Elle rassurait aussi le plus grand nombre : ceux qui ne s'étaient pas engagés et s'étaient progressivement ralliés à l'homme de Londres. Le rôle du méchant était dévolu à Pierre Laval, revenu aux affaires en 1942 et qui avait souhaité publiquement la victoire de l'Allemagne. Il incarnait la trahison, le Vichy du mal et de la honte que les ultras de la collaboration avait imposé au vieillard de l'hôtel du Parc.
Le peu d'intérêt manifesté par les universitaires français pour cette période n'était pas étranger à la persistance de cette vision. Le verrouillage des archives par les pouvoirs publics expliquait aussi cet aveuglement. La grande chance de Robert Paxton est d'avoir pu s'appuyer sur des documents allemands et américains jusqu'alors inexploités. Sans passion, mais avec méthode, il a passé Vichy au microscope. Sous sa focale est apparu un régime qui ne méritait pas l'absolution.
Il n'est pas le premier à démontrer que Pétain attire dans la cité thermale une coalition hétéroclite de gens qui ont des comptes à régler avec la démocratie, le mouvement social, les étrangers et la laïcité. Cette revanche des minorités, si elle s'accompagne d'odes à la tradition et aux valeurs éternelles, fait malgré tout la part belle aux experts, aux technocrates et aux hauts fonctionnaires. L'Europe, sous la domination de la croix gammée, se matérialise en France par une étrange alliance entre les grands corps de l'Etat et les milieux d'affaires.
La thèse du double jeu de Vichy n'a pas résisté à l'analyse de Paxton. L'universitaire américain a été le premier à décortiquer les efforts répétés du régime pour initier une politique de collaboration dont Hitler n'avait que faire. Loin de se décourager devant les rebuffades, les hommes de Vichy ont persisté dans cette voie suicidaire. En donnant des gages de plus en plus importants aux occupants, ils espéraient que la France pourrait prétendre à une place de choix dans l'ordre nouveau.
La répression sanglante des maquis, la spoliation des juifs et la participation de l'administration à la mise en oeuvre de la solution finale, la mise à contribution en 1944 de la moitié de la population active française pour soutenir l'effort de guerre nazi, le pillage des richesses nationales... Le prix à payer a été sans cesse plus élevé sans que la France de Vichy n'accroisse ses prérogatives. En voulant éviter le pire et sauver l'Etat, les hommes du Maréchal ont failli perdre la nation.

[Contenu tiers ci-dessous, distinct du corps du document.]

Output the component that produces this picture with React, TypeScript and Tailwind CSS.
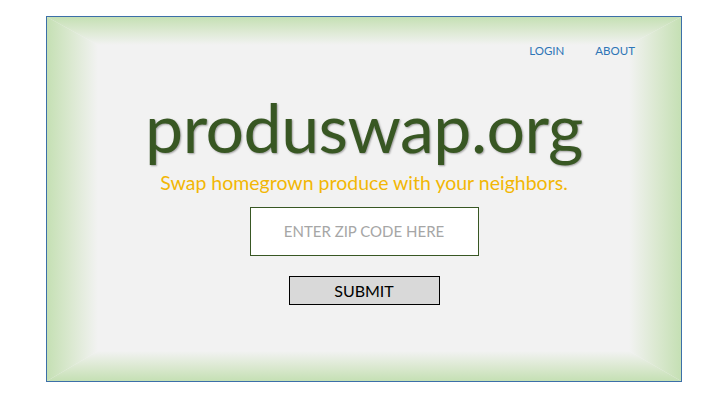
import React from "react";

function FrameBg() {
  const W = 634;
  const H = 364;
  const L = 51;
  const T = 28;
  const R = 52;
  const B = 30;
  const edge = "#c5e0b4";
  const mid = "#dce9d2";
  const inner = "#f2f2f2";
  return (
    <svg
      className="absolute inset-0 w-full h-full"
      viewBox={`0 0 ${W} ${H}`}
      preserveAspectRatio="none"
    >
      <defs>
        <linearGradient id="gt" gradientUnits="userSpaceOnUse" x1="0" y1="0" x2="0" y2={T}>
          <stop offset="0" stopColor={edge} />
          <stop offset="0.5" stopColor={mid} />
          <stop offset="1" stopColor={inner} />
        </linearGradient>
        <linearGradient id="gb" gradientUnits="userSpaceOnUse" x1="0" y1={H} x2="0" y2={H - B}>
          <stop offset="0" stopColor={edge} />
          <stop offset="0.5" stopColor={mid} />
          <stop offset="1" stopColor={inner} />
        </linearGradient>
        <linearGradient id="gl" gradientUnits="userSpaceOnUse" x1="0" y1="0" x2={L} y2="0">
          <stop offset="0" stopColor={edge} />
          <stop offset="0.5" stopColor={mid} />
          <stop offset="1" stopColor={inner} />
        </linearGradient>
        <linearGradient id="gr" gradientUnits="userSpaceOnUse" x1={W} y1="0" x2={W - R} y2="0">
          <stop offset="0" stopColor={edge} />
          <stop offset="0.5" stopColor={mid} />
          <stop offset="1" stopColor={inner} />
        </linearGradient>
      </defs>
      <rect x="0" y="0" width={W} height={H} fill={inner} />
      <polygon points={`0,0 ${W},0 ${W - R},${T} ${L},${T}`} fill="url(#gt)" />
      <polygon points={`0,${H} ${W},${H} ${W - R},${H - B} ${L},${H - B}`} fill="url(#gb)" />
      <polygon points={`0,0 ${L},${T} ${L},${H - B} 0,${H}`} fill="url(#gl)" />
      <polygon points={`${W},0 ${W - R},${T} ${W - R},${H - B} ${W},${H}`} fill="url(#gr)" />
    </svg>
  );
}

export default function App() {
  return (
    <div className="w-[720px] h-[405px] bg-white pt-[16px] pl-[46px] [font-family:Lato,'Open_Sans',sans-serif]">
      <div className="relative w-[636px] h-[366px] border border-[#3c6fa8]">
        <FrameBg />
        <div className="relative flex flex-col items-center h-full">
          <nav className="self-end flex gap-[31px] pr-[46px] pt-[27px] text-[11.5px] leading-[14px] text-[#2e75b6]">
            <a>LOGIN</a>
            <a>ABOUT</a>
          </nav>
          <h1 className="mt-[33px] text-[68px] leading-[72px] tracking-[-0.5px] text-[#385723] [text-shadow:1px_1px_2px_rgba(0,0,0,0.35)]">
            produswap.org
          </h1>
          <p className="mt-[8px] text-[19.5px] leading-[24px] text-[#f2b705]">
            Swap homegrown produce with your neighbors.
          </p>
          <div className="mt-[12px] w-[229px] h-[49px] bg-white border border-[#385723] flex items-center justify-center text-[15px] text-[#a6a6a6]">
            ENTER ZIP CODE HERE
          </div>
          <button className="mt-[20px] w-[151px] h-[29px] bg-[#d9d9d9] border border-black flex items-center justify-center text-[16px] text-black">
            SUBMIT
          </button>
        </div>
      </div>
    </div>
  );
}
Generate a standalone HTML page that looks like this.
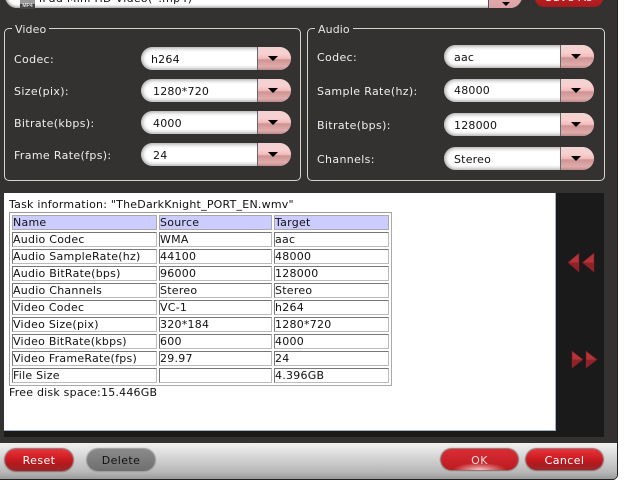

Les travaux de Paxton ont ouvert la voie à une nouvelle génération de chercheurs. Sa vision généraliste est aujourd'hui dépassée par la précision de certaines études et ses jugements ont été nuancés ou relativisés, notamment ceux ayant trait à l'antisémitisme des Français ou au peu d'importance de la Résistance. Mais l'architecture générale de son analyse demeure aujourd'hui une base incontournable pour qui veut appréhender cette période.
" Lorsqu'il fallut choisir entre deux solutions faire son travail, donc courir des risques moraux et abstraits, ou pratiquer la désobéissance civile, donc s'exposer à des dangers physiques immédiats , la plupart des Français ont poursuivi leur travail. L'auteur et les lecteurs de cet ouvrage, hélas, auraient peut-être été tentés d'en faire autant ", conclut honnêtement Paxton au terme de son livre.
Lundi, devant les jurés de la cour d'assises de la Gironde, d'une voix ferme mais d'un ton courtois, il viendra dire une nouvelle fois que le pays des droits de l'homme n'a pas à se glorifier d'avoir compté à un moment donné 40 millions de pétainistes. Le temps passe, mais il ne trouve pas d'excuse au régime de Vichy et aux fonctionnaires qui l'ont servi sans manifester d'état d'âme.
Le zèle déployé par les policiers français pour traquer les juifs l'étonnera toujours. Le dernier cas qu'il a pu trouver remonte à mars 1944. Cela se passait à... Bordeaux !

(1) " La France de Vichy ", de Robert Paxton, Editions du Seuil. L'ouvrage à prix modéré publié par la collection Points est introuvable. Une nouvelle édition revue et corrigé vient de sortir.